■ **WHAT IS REQUIRED**
Count how many lines hold the string "React". Give that number alone.

■ **INFORMATION SUPPLIED**

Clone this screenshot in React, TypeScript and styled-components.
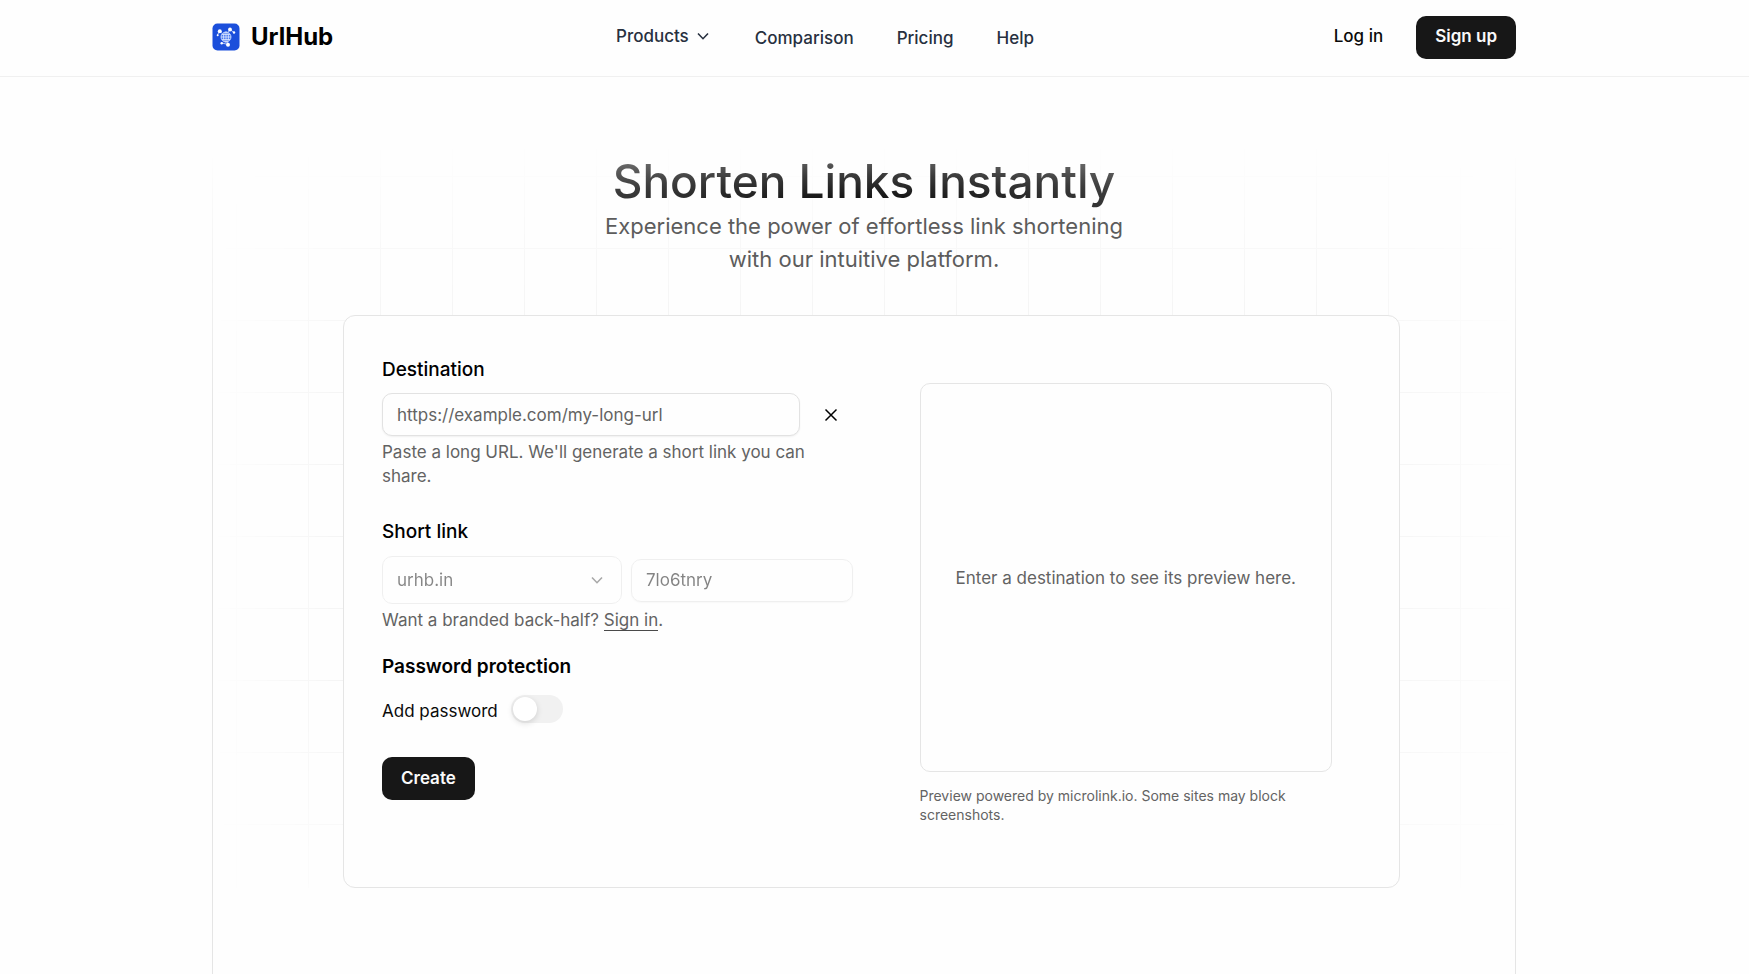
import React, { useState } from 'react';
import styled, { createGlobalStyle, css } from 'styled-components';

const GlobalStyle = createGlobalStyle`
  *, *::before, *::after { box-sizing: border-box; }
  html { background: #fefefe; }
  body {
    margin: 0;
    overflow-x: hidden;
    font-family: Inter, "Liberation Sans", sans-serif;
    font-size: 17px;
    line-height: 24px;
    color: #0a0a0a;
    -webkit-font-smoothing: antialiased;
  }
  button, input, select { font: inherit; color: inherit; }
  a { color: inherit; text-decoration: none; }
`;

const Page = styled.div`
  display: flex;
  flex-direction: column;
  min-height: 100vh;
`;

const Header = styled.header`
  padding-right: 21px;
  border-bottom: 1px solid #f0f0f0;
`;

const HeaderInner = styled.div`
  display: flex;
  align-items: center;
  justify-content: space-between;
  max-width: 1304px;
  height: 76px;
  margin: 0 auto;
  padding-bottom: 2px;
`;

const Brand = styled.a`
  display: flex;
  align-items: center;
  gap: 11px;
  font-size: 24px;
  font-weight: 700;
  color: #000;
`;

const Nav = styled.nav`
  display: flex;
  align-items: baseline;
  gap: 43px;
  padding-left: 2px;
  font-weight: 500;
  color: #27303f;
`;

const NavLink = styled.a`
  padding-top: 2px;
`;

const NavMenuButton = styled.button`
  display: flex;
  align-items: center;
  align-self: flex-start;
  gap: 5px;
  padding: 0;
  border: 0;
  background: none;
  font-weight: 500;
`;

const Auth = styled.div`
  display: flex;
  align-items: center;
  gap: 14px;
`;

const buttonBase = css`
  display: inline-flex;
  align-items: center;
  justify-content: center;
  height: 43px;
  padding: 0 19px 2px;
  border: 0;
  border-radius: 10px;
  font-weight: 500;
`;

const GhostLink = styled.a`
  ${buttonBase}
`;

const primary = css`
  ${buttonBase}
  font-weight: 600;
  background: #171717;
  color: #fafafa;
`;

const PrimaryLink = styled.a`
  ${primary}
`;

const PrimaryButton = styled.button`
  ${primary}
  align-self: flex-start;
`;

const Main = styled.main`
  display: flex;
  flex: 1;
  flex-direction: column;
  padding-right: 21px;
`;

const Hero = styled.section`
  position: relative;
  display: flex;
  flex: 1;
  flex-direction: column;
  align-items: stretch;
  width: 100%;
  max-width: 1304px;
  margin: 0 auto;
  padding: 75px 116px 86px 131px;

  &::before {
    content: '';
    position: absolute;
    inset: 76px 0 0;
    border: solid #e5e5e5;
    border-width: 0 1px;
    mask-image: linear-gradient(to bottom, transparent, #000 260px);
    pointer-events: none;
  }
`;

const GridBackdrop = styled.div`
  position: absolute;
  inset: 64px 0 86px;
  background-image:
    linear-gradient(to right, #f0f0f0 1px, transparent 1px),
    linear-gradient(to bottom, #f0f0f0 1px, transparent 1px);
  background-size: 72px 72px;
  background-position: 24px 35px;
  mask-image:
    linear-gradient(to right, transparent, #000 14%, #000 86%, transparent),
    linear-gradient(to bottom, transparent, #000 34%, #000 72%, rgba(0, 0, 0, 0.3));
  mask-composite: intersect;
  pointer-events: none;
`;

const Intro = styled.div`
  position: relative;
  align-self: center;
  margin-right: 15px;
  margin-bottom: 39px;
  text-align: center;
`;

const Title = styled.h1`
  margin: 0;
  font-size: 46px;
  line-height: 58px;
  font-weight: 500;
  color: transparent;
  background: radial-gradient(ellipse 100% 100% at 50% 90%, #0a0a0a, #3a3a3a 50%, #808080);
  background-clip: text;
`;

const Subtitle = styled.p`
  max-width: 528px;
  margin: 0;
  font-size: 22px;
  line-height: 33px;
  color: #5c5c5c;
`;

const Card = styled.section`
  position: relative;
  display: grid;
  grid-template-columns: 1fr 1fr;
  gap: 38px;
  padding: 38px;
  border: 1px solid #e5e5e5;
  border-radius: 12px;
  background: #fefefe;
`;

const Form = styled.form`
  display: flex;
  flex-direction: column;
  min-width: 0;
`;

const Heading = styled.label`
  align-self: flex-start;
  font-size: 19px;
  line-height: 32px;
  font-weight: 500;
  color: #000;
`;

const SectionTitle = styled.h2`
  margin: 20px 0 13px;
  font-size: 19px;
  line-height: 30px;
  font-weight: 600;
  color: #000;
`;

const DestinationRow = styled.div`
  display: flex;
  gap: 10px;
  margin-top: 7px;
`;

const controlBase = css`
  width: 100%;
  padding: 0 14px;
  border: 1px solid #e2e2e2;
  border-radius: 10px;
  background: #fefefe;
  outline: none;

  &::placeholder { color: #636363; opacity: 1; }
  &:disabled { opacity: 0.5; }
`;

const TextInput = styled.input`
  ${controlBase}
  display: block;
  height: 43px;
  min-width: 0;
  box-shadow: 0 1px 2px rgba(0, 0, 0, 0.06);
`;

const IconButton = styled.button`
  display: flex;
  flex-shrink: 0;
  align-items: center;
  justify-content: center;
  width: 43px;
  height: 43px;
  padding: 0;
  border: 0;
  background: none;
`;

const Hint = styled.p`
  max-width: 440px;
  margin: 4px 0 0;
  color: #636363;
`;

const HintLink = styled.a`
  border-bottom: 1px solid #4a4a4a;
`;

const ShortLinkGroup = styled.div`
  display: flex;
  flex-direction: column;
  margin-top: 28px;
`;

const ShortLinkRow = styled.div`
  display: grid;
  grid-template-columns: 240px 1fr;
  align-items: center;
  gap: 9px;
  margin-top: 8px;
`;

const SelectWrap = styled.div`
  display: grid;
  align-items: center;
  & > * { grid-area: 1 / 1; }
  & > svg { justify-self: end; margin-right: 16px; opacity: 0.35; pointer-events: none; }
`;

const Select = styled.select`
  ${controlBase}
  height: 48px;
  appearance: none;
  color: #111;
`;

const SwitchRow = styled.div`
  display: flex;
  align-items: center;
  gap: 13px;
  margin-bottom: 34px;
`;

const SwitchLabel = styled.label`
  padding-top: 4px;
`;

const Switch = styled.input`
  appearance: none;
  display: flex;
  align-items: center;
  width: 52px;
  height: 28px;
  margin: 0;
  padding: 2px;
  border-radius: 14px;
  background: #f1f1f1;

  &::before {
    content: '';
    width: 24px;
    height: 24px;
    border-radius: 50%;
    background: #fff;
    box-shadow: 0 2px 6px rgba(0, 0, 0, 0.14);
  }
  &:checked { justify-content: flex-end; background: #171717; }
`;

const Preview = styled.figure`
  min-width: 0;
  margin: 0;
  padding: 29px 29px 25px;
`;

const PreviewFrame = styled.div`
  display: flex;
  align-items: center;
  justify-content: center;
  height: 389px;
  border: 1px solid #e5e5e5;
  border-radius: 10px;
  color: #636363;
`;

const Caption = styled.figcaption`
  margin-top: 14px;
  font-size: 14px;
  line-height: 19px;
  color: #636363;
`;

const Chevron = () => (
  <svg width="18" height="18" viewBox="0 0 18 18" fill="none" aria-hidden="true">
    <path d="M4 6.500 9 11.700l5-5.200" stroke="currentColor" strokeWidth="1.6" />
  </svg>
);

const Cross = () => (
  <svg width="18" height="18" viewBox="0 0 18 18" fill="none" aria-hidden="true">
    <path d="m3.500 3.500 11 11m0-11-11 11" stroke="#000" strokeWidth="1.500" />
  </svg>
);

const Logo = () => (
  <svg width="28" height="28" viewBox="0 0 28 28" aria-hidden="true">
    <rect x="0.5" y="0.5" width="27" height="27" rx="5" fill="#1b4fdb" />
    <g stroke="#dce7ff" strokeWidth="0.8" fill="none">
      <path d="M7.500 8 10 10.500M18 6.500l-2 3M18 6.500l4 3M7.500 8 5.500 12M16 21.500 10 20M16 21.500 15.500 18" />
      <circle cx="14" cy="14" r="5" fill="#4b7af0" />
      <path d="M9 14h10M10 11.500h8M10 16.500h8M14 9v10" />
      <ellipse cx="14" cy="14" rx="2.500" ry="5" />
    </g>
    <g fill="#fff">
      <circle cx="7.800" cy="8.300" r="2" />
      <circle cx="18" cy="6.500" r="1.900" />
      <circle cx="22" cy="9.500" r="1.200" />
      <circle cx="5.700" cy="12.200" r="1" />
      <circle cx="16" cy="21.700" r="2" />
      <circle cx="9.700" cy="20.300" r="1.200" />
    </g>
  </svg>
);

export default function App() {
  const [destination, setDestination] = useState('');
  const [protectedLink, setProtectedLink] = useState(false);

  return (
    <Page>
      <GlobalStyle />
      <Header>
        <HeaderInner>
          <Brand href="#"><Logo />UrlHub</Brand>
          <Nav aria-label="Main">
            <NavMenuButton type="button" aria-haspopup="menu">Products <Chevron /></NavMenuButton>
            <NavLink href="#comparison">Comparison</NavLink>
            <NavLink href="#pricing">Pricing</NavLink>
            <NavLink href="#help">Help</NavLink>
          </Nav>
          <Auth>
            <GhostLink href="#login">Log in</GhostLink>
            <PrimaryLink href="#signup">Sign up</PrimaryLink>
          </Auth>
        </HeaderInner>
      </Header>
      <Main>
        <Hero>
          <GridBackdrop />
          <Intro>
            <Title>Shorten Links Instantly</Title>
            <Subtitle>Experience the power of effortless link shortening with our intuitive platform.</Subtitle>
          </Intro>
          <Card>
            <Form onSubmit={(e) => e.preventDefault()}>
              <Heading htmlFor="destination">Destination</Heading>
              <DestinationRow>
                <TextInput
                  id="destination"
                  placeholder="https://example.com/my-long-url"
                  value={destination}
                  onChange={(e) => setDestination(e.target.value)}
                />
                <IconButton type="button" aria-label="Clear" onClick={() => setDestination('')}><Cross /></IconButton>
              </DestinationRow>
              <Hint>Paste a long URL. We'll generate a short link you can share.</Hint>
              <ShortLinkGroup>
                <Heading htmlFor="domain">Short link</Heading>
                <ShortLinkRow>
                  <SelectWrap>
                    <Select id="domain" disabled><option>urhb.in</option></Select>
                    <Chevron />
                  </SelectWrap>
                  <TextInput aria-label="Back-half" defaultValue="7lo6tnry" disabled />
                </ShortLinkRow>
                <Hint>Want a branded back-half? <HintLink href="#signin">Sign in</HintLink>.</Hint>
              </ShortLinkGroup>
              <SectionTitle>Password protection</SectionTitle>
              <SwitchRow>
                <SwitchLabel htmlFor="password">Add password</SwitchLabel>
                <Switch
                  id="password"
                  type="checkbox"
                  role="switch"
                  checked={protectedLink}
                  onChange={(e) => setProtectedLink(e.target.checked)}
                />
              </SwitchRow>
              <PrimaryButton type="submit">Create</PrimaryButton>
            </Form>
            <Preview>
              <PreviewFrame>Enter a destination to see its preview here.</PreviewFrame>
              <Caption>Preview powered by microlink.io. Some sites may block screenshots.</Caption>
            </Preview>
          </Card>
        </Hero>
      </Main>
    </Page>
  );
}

■ **ANSWER TO THIS EXERCISE**
2